■ DATA EXCERPT:
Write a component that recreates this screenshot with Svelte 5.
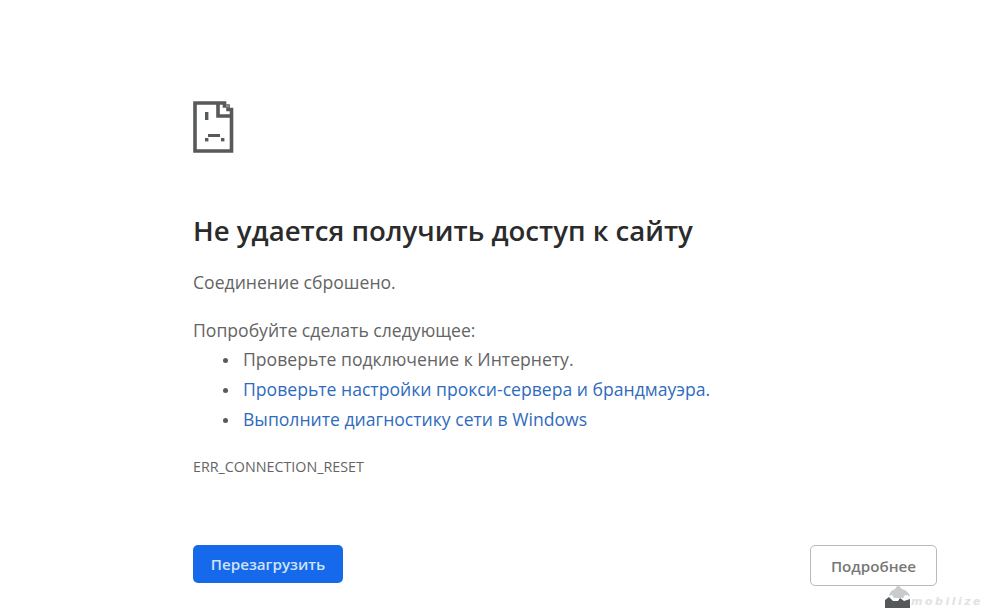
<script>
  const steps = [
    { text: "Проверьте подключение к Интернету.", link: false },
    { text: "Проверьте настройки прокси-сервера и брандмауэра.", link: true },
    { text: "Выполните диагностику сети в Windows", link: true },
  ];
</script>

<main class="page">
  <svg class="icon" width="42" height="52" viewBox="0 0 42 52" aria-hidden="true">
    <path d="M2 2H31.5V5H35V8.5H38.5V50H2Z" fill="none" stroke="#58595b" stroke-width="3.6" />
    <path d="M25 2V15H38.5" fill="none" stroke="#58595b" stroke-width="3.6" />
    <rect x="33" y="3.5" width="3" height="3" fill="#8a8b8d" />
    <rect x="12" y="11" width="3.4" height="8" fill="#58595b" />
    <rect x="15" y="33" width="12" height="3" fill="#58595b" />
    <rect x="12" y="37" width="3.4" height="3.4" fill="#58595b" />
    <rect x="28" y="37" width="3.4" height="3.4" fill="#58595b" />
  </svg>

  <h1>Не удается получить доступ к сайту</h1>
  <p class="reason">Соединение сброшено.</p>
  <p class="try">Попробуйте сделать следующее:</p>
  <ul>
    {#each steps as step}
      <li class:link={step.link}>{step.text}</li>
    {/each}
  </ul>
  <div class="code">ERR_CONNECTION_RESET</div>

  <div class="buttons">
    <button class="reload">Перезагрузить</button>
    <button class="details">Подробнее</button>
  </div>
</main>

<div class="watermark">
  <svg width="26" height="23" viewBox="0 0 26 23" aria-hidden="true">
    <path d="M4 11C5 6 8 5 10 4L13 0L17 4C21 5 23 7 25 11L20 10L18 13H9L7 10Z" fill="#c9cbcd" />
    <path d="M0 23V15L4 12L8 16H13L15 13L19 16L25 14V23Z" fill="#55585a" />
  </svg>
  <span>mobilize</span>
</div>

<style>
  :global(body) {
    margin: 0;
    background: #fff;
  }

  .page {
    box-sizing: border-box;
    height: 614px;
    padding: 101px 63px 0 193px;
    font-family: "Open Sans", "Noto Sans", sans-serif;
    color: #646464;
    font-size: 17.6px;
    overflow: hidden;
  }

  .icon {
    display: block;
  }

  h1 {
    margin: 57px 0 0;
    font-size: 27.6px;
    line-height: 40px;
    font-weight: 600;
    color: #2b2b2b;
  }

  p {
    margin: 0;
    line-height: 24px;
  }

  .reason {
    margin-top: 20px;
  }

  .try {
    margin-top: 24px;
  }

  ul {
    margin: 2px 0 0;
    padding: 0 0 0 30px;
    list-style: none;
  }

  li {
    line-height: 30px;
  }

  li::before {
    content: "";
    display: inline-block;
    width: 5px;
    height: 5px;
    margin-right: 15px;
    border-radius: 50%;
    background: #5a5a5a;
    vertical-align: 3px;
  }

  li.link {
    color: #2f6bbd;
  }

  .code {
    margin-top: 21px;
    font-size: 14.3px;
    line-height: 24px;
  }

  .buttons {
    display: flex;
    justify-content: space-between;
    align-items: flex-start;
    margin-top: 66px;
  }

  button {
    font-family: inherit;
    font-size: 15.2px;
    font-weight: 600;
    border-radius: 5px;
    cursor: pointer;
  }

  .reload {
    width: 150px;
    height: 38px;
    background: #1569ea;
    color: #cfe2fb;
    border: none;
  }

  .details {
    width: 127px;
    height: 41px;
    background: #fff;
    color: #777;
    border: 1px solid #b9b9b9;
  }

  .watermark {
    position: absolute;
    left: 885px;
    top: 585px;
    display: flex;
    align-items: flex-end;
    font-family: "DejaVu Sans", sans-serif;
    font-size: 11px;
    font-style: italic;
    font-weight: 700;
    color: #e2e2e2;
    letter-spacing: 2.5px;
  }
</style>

■ REQUEST: Restate the data above exactly, stripping out each image.

■ FULL RESPONSE:
Write a component that recreates this screenshot with Svelte 5.
<script>
  const steps = [
    { text: "Проверьте подключение к Интернету.", link: false },
    { text: "Проверьте настройки прокси-сервера и брандмауэра.", link: true },
    { text: "Выполните диагностику сети в Windows", link: true },
  ];
</script>

<main class="page">
  <svg class="icon" width="42" height="52" viewBox="0 0 42 52" aria-hidden="true">
    <path d="M2 2H31.5V5H35V8.5H38.5V50H2Z" fill="none" stroke="#58595b" stroke-width="3.6" />
    <path d="M25 2V15H38.5" fill="none" stroke="#58595b" stroke-width="3.6" />
    <rect x="33" y="3.5" width="3" height="3" fill="#8a8b8d" />
    <rect x="12" y="11" width="3.4" height="8" fill="#58595b" />
    <rect x="15" y="33" width="12" height="3" fill="#58595b" />
    <rect x="12" y="37" width="3.4" height="3.4" fill="#58595b" />
    <rect x="28" y="37" width="3.4" height="3.4" fill="#58595b" />
  </svg>

  <h1>Не удается получить доступ к сайту</h1>
  <p class="reason">Соединение сброшено.</p>
  <p class="try">Попробуйте сделать следующее:</p>
  <ul>
    {#each steps as step}
      <li class:link={step.link}>{step.text}</li>
    {/each}
  </ul>
  <div class="code">ERR_CONNECTION_RESET</div>

  <div class="buttons">
    <button class="reload">Перезагрузить</button>
    <button class="details">Подробнее</button>
  </div>
</main>

<div class="watermark">
  <svg width="26" height="23" viewBox="0 0 26 23" aria-hidden="true">
    <path d="M4 11C5 6 8 5 10 4L13 0L17 4C21 5 23 7 25 11L20 10L18 13H9L7 10Z" fill="#c9cbcd" />
    <path d="M0 23V15L4 12L8 16H13L15 13L19 16L25 14V23Z" fill="#55585a" />
  </svg>
  <span>mobilize</span>
</div>

<style>
  :global(body) {
    margin: 0;
    background: #fff;
  }

  .page {
    box-sizing: border-box;
    height: 614px;
    padding: 101px 63px 0 193px;
    font-family: "Open Sans", "Noto Sans", sans-serif;
    color: #646464;
    font-size: 17.6px;
    overflow: hidden;
  }

  .icon {
    display: block;
  }

  h1 {
    margin: 57px 0 0;
    font-size: 27.6px;
    line-height: 40px;
    font-weight: 600;
    color: #2b2b2b;
  }

  p {
    margin: 0;
    line-height: 24px;
  }

  .reason {
    margin-top: 20px;
  }

  .try {
    margin-top: 24px;
  }

  ul {
    margin: 2px 0 0;
    padding: 0 0 0 30px;
    list-style: none;
  }

  li {
    line-height: 30px;
  }

  li::before {
    content: "";
    display: inline-block;
    width: 5px;
    height: 5px;
    margin-right: 15px;
    border-radius: 50%;
    background: #5a5a5a;
    vertical-align: 3px;
  }

  li.link {
    color: #2f6bbd;
  }

  .code {
    margin-top: 21px;
    font-size: 14.3px;
    line-height: 24px;
  }

  .buttons {
    display: flex;
    justify-content: space-between;
    align-items: flex-start;
    margin-top: 66px;
  }

  button {
    font-family: inherit;
    font-size: 15.2px;
    font-weight: 600;
    border-radius: 5px;
    cursor: pointer;
  }

  .reload {
    width: 150px;
    height: 38px;
    background: #1569ea;
    color: #cfe2fb;
    border: none;
  }

  .details {
    width: 127px;
    height: 41px;
    background: #fff;
    color: #777;
    border: 1px solid #b9b9b9;
  }

  .watermark {
    position: absolute;
    left: 885px;
    top: 585px;
    display: flex;
    align-items: flex-end;
    font-family: "DejaVu Sans", sans-serif;
    font-size: 11px;
    font-style: italic;
    font-weight: 700;
    color: #e2e2e2;
    letter-spacing: 2.5px;
  }
</style>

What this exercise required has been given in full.